:: TASK BRIEF ::
Print only the lines from the top of the data through the line with "4.500v15.500c0 2 4.500", both included, skipping every picture.

-- start --

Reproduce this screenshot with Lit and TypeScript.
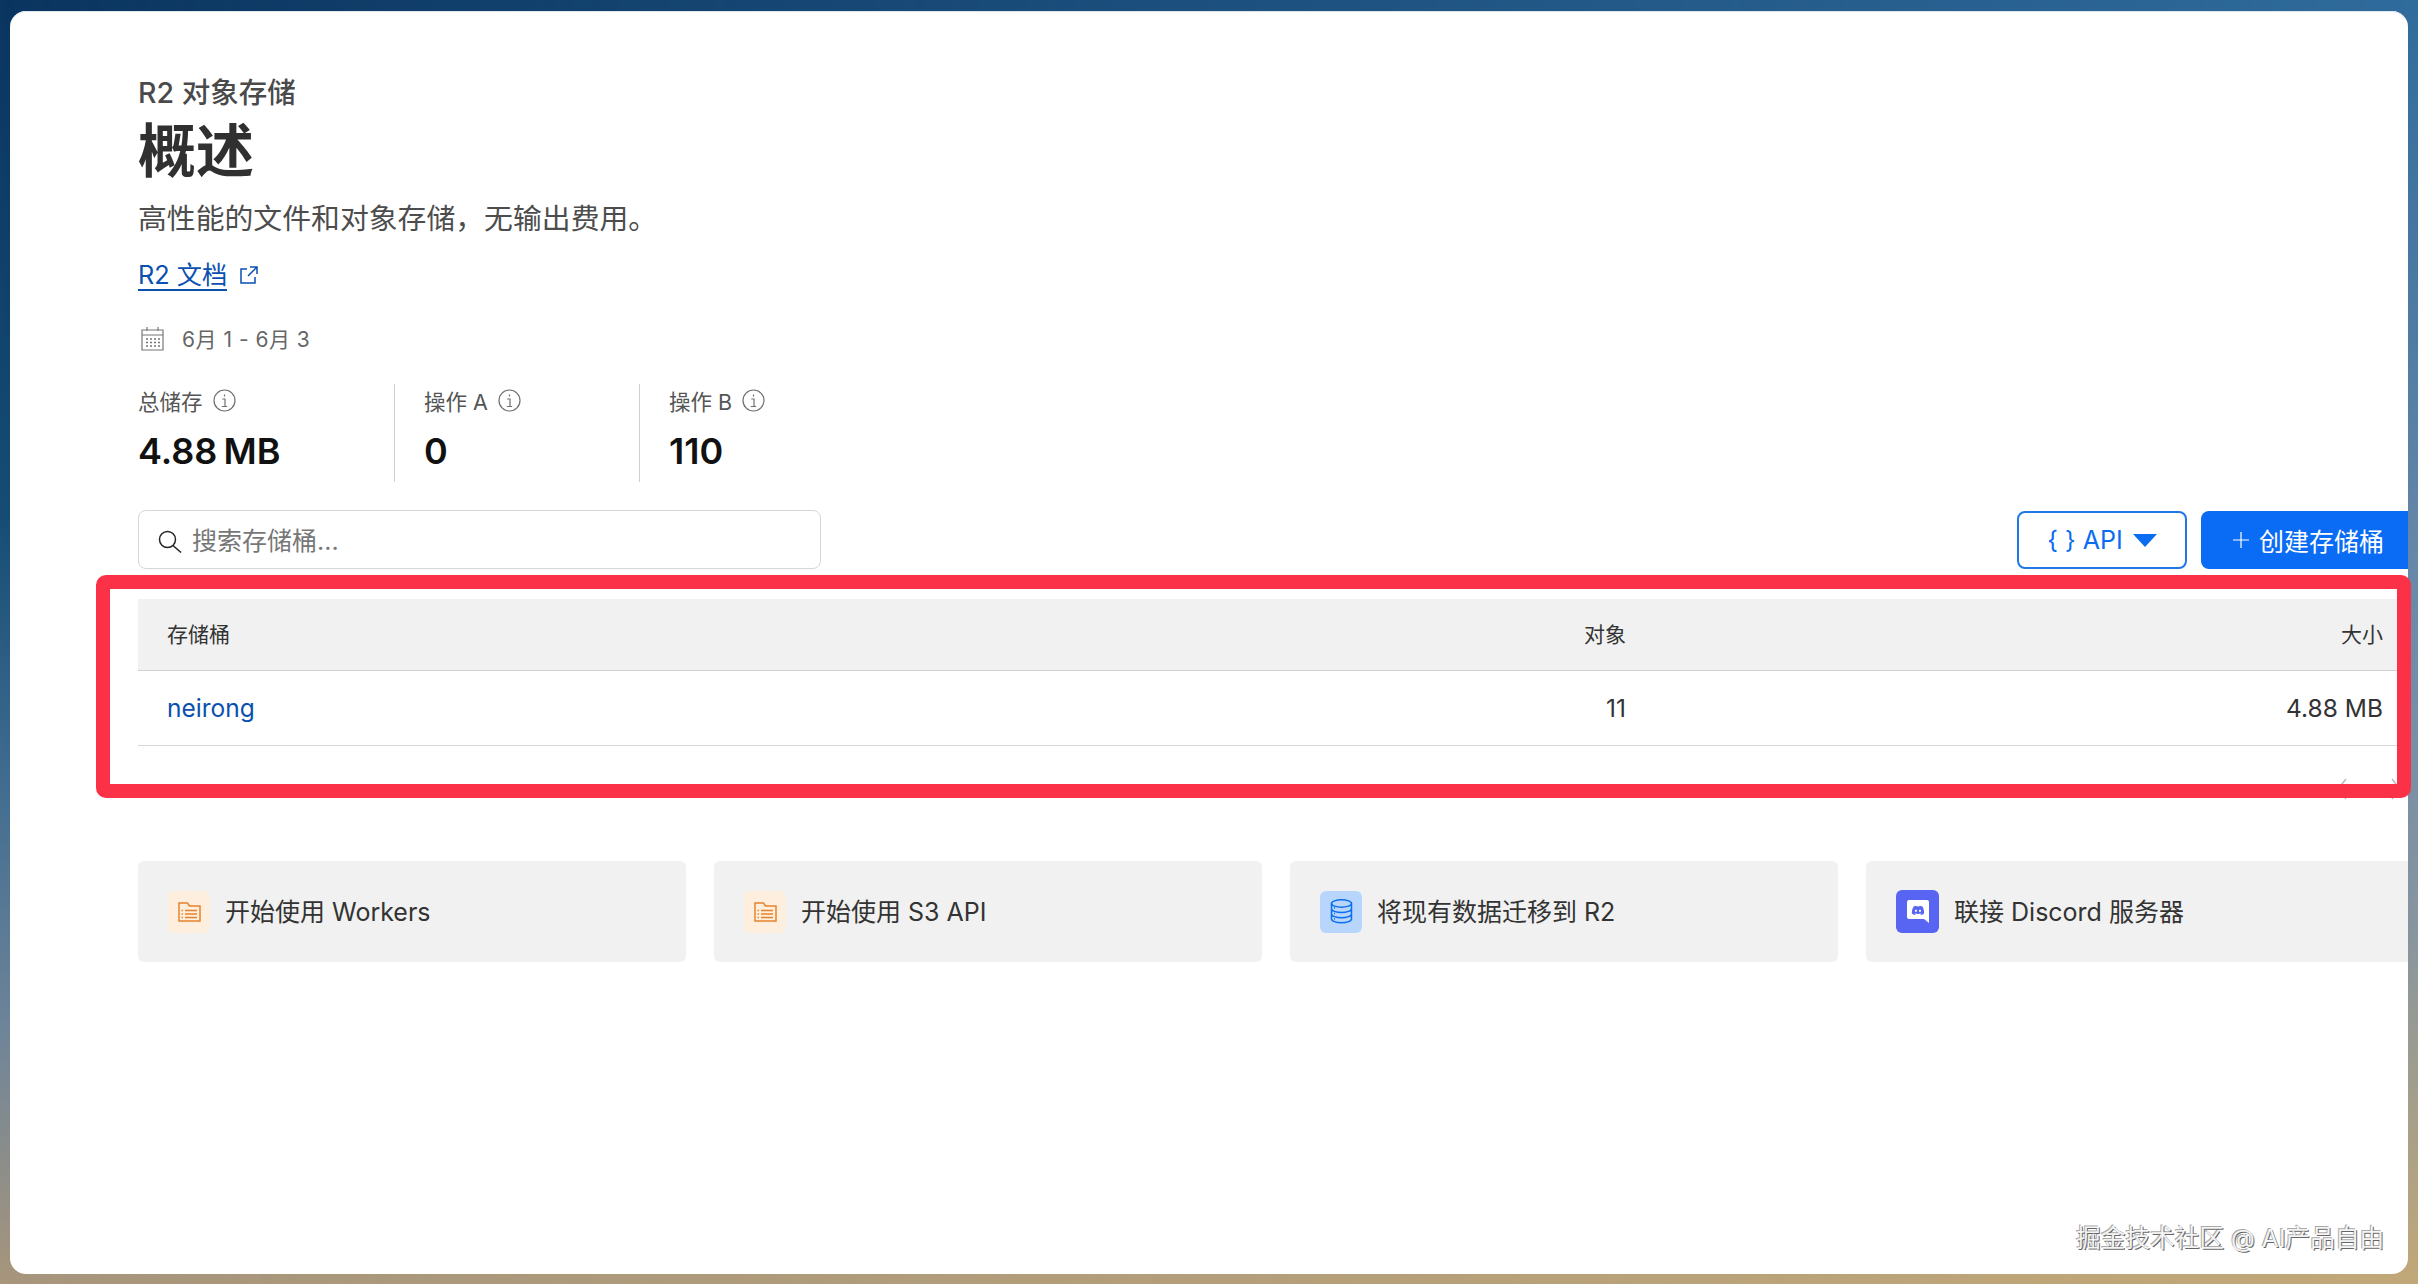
import { LitElement, html, css } from "lit";
import { customElement } from "lit/decorators.js";

const info = html`<svg class="info" viewBox="0 0 23 23"><circle cx="11.500" cy="11.500" r="10.500" fill="none" stroke="#707070" stroke-width="1.200"/><path d="M11.500 5.500v2M9.200 10h2.800v7.500M8.800 17.500h5.400" fill="none" stroke="#707070" stroke-width="1.200"/></svg>`;

const folder = html`<span class="ic orange"><svg viewBox="0 0 23 20" width="23" height="20" fill="none" stroke="#e8822a" stroke-width="1.500"><path d="M1 19V1h8.500l2 3H22v15z"/><path d="M7 8.500h12M7 12h12M7 15.500h12M3.500 8.500h1.500M3.500 12h1.500M3.500 15.500h1.500"/></svg></span>`;

const db = html`<span class="ic blue"><svg viewBox="0 0 23 25" width="23" height="25" fill="none" stroke="#0b6ff0" stroke-width="1.500"><ellipse cx="11.500" cy="4.500" rx="10" ry="3.700"/><path d="M1.500 4.500v15.500c0 2 4.500 3.800 10 3.800s10-1.800 10-3.800V4.500M1.500 9.700c0 2 4.500 3.800 10 3.800s10-1.800 10-3.800M1.500 15c0 2 4.500 3.800 10 3.800s10-1.800 10-3.800"/><path d="M4 9h1M4 14.500h1M4 20h1"/></svg></span>`;

const discord = html`<span class="ic indigo"><svg viewBox="0 0 22 23" width="22" height="23"><path fill="#fff" d="M2 0h18a2 2 0 0 1 2 2v21l-5-4H2a2 2 0 0 1-2-2V2a2 2 0 0 1 2-2z"/><g transform="translate(4 3.500) scale(.58)"><path fill="#5865f2" d="M19.300 5.300A17 17 0 0 0 15 4l-.6 1.100a15 15 0 0 0-4.800 0L9 4a17 17 0 0 0-4.300 1.300C2 9.400 1.200 13.300 1.600 17.200A17 17 0 0 0 6.800 19.800l1.100-1.800c-.6-.2-1.200-.5-1.700-.8l.4-.3a12 12 0 0 0 10.800 0l.4.3c-.5.3-1.100.6-1.700.8l1.100 1.800a17 17 0 0 0 5.200-2.600c.5-4.500-.8-8.400-2.700-11.900zM8.500 14.800c-1 0-1.900-1-1.900-2.100s.8-2.100 1.900-2.100 1.900 1 1.900 2.100-.8 2.100-1.900 2.100zm7 0c-1 0-1.900-1-1.900-2.100s.8-2.100 1.900-2.100 1.900 1 1.900 2.100-.9 2.100-1.900 2.100z"/></g></svg></span>`;

@customElement("app-root")
export class AppRoot extends LitElement {
  static styles = css`
    :host {
      display: block;
      width: 2418px;
      height: 1284px;
      overflow: hidden;
      font-family: Inter, "Noto Sans CJK SC", sans-serif;
      color: #333;
    }
    .desk {
      box-sizing: border-box;
      width: 2418px;
      height: 1284px;
      padding: 11px 10px 10px;
      background: linear-gradient(180deg, #0a3560 0%, #164c74 40%, #3f6b8f 60%, #6d8499 80%, #a8967c 100%);
      position: relative;
    }
    .desk::before {
      content: "";
      position: absolute;
      inset: 0;
      background: linear-gradient(180deg, #2f6b9c 0%, #6e8cab 50%, #87959f 72%, #c2a877 100%);
      -webkit-mask-image: linear-gradient(90deg, transparent 0%, #000 100%);
      mask-image: linear-gradient(90deg, transparent 0%, #000 100%);
    }
    .win {
      position: relative;
      box-sizing: border-box;
      height: 1263px;
      background: #fff;
      border-radius: 16px;
      padding: 66px 0 0 128px;
      overflow: hidden;
      box-shadow: inset 0 1px 0 #dfe4e8;
    }
    .crumb { font-size: 28.500px; line-height: 32px; color: #4a4a4a; font-weight: 500; }
    h1 { margin: 9px 0 0; font-size: 58px; line-height: 66px; font-weight: 700; color: #303030; }
    .desc { margin-top: 17px; font-size: 28.850px; line-height: 36px; color: #4d4d4d; }
    .docs { margin-top: 24px; display: flex; align-items: flex-start; gap: 12px; height: 30px; color: #0a50b0; font-size: 25.300px; }
    .docs span { border-bottom: 2px solid #0a50b0; line-height: 28px; }
    .docs svg { width: 20px; height: 20px; margin-top: 4px; }
    .date { margin-top: 32px; display: flex; align-items: center; gap: 18px; height: 30px; color: #666; font-size: 21px; letter-spacing: .5px; padding-left: 3px; }
    .date svg { width: 23px; height: 25px; }
    .stats { margin-top: 31px; display: flex; height: 98px; }
    .stat { box-sizing: border-box; display: flex; flex-direction: column; }
    .stat + .stat { border-left: 1px solid #cfcfcf; padding-left: 29px; }
    .s1 { width: 256px; } .s2 { width: 245px; } .s3 { width: 160px; }
    .lbl { display: flex; align-items: center; gap: 10px; height: 32px; font-size: 21.500px; color: #555; }
    .info { width: 23px; height: 23px; }
    .val { margin-top: 12px; font-size: 36px; line-height: 46px; font-weight: 600; color: #111; word-spacing: -3px; }
    .bar { margin-top: 28px; display: flex; justify-content: space-between; align-items: flex-start; height: 59px; }
    .search { box-sizing: border-box; width: 683px; height: 59px; border: 1px solid #d6d6d6; border-radius: 8px; display: flex; align-items: center; padding: 0 0 2px 19px; gap: 10px; font-size: 25px; color: #777; }
    .search svg { width: 24px; height: 23px; margin-top: 6px; }
    .btns { display: flex; gap: 14px; margin-top: 1px; }
    button { font: inherit; box-sizing: border-box; height: 58px; border-radius: 8px; display: flex; align-items: center; font-size: 25px; padding: 0; }
    .api { width: 170px; background: #fff; border: 2px solid #1f78e6; color: #0a6cf0; justify-content: center; gap: 10px; }
    .tri { width: 0; height: 0; border-left: 12px solid transparent; border-right: 12px solid transparent; border-top: 13px solid #0a6cf0; }
    .create { width: 207px; background: #0a6cf5; border: 0; color: #fff; padding-left: 32px; gap: 10px; border-radius: 8px 0 0 8px; }
    .create svg { width: 16px; height: 16px; }
    .table { margin-top: 30px; width: 2270px; font-size: 21px; }
    .row { display: grid; grid-template-columns: 1fr 200px 757px; padding: 0 25px 0 29px; align-items: center; box-sizing: border-box; }
    .row > :nth-child(n + 2) { text-align: right; }
    .head { height: 72px; background: #f1f1f1; border-bottom: 1px solid #d2d2d2; color: #333; padding-bottom: 4px; }
    .body { height: 75px; border-bottom: 1px solid #d8d8d8; font-size: 24.500px; }
    .body a { color: #0a50b0; }
    .pager { display: flex; justify-content: flex-end; gap: 44px; height: 52px; padding: 32px 7px 0 0; box-sizing: border-box; }
    .pager svg { width: 10px; height: 22px; }
    .cards { margin-top: 63px; display: flex; gap: 28px; }
    .card { box-sizing: border-box; width: 548px; height: 101px; flex: none; background: #f1f1f1; border-radius: 6px; display: flex; align-items: center; padding-left: 30px; gap: 15px; font-size: 25px; color: #333; }
    .card b { font-weight: 400; margin-bottom: 3px; }
    .ic { width: 42px; height: 42px; border-radius: 6px; display: flex; align-items: center; justify-content: center; flex: none; }
    .orange { background: #fdeedd; }
    .blue { background: #b8d6fd; }
    .indigo { background: #5865f2; width: 43px; height: 43px; }
    .frame { position: absolute; left: 96px; top: 575px; width: 2315px; height: 223px; box-sizing: border-box; border: 14px solid #fb3247; border-radius: 10px; }
    .mark { position: absolute; left: 2076px; top: 1223px; line-height: 30px; font-size: 24.700px; color: #f4f4f4; text-shadow: 1px 1px 0 #666, -1px -1px 0 #aaa; }
  `;

  render() {
    return html`<div class="desk">
      <div class="win">
        <div class="crumb">R2 对象存储</div>
        <h1>概述</h1>
        <div class="desc">高性能的文件和对象存储，无输出费用。</div>
        <div class="docs"><span>R2 文档</span>
          <svg viewBox="0 0 20 20" fill="none" stroke="#0a50b0" stroke-width="1.500"><path d="M8 4H2v14h14v-6M11 2h7v7M18 2L9 11"/></svg></div>
        <div class="date">
          <svg viewBox="0 0 23 25" fill="none" stroke="#777" stroke-width="1.200"><path d="M1 4h21v20h-21zM1 9h21M6 1v4M17 1v4"/><path stroke-dasharray="2 2" stroke-width="1.500" d="M5 13h14M5 16.500h14M5 20h14"/></svg>
          6月 1 - 6月 3
        </div>
        <div class="stats">
          <div class="stat s1"><div class="lbl">总储存 ${info}</div><div class="val">4.88 MB</div></div>
          <div class="stat s2"><div class="lbl">操作 A ${info}</div><div class="val">0</div></div>
          <div class="stat s3"><div class="lbl">操作 B ${info}</div><div class="val">110</div></div>
        </div>
        <div class="bar">
          <div class="search">
            <svg viewBox="0 0 24 23" fill="none" stroke="#222" stroke-width="1.500"><circle cx="9.500" cy="9.500" r="8"/><path d="M15 15.500l8 7"/></svg>
            搜索存储桶...
          </div>
          <div class="btns">
            <button class="api">{ } API <i class="tri"></i></button>
            <button class="create"><svg viewBox="0 0 16 16" fill="none" stroke="#fff" stroke-width="1.200"><path d="M8 0v16M0 8h16"/></svg>创建存储桶</button>
          </div>
        </div>
        <div class="table">
          <div class="row head"><div>存储桶</div><div>对象</div><div>大小</div></div>
          <div class="row body"><div><a>neirong</a></div><div>11</div><div>4.88 MB</div></div>
          <div class="pager">
            <svg viewBox="0 0 10 22" fill="none" stroke="#b5b5b5" stroke-width="1.300"><path d="M9 1L1 11l8 10"/></svg>
            <svg viewBox="0 0 10 22" fill="none" stroke="#b5b5b5" stroke-width="1.300"><path d="M1 1l8 10-8 10"/></svg>
          </div>
        </div>
        <div class="cards">
          <div class="card">${folder}<b>开始使用 Workers</b></div>
          <div class="card">${folder}<b>开始使用 S3 API</b></div>
          <div class="card">${db}<b>将现有数据迁移到 R2</b></div>
          <div class="card">${discord}<b>联接 Discord 服务器</b></div>
        </div>
      </div>
      <div class="frame"></div>
      <div class="mark">掘金技术社区 @ AI产品自由</div>
    </div>`;
  }
}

-- end --

:: FULL OUTPUT ::
Reproduce this screenshot with Lit and TypeScript.
import { LitElement, html, css } from "lit";
import { customElement } from "lit/decorators.js";

const info = html`<svg class="info" viewBox="0 0 23 23"><circle cx="11.500" cy="11.500" r="10.500" fill="none" stroke="#707070" stroke-width="1.200"/><path d="M11.500 5.500v2M9.200 10h2.800v7.500M8.800 17.500h5.400" fill="none" stroke="#707070" stroke-width="1.200"/></svg>`;

const folder = html`<span class="ic orange"><svg viewBox="0 0 23 20" width="23" height="20" fill="none" stroke="#e8822a" stroke-width="1.500"><path d="M1 19V1h8.500l2 3H22v15z"/><path d="M7 8.500h12M7 12h12M7 15.500h12M3.500 8.500h1.500M3.500 12h1.500M3.500 15.500h1.500"/></svg></span>`;

const db = html`<span class="ic blue"><svg viewBox="0 0 23 25" width="23" height="25" fill="none" stroke="#0b6ff0" stroke-width="1.500"><ellipse cx="11.500" cy="4.500" rx="10" ry="3.700"/><path d="M1.500 4.500v15.500c0 2 4.500 3.800 10 3.800s10-1.800 10-3.800V4.500M1.500 9.700c0 2 4.500 3.800 10 3.800s10-1.800 10-3.800M1.500 15c0 2 4.500 3.800 10 3.800s10-1.800 10-3.800"/><path d="M4 9h1M4 14.500h1M4 20h1"/></svg></span>`;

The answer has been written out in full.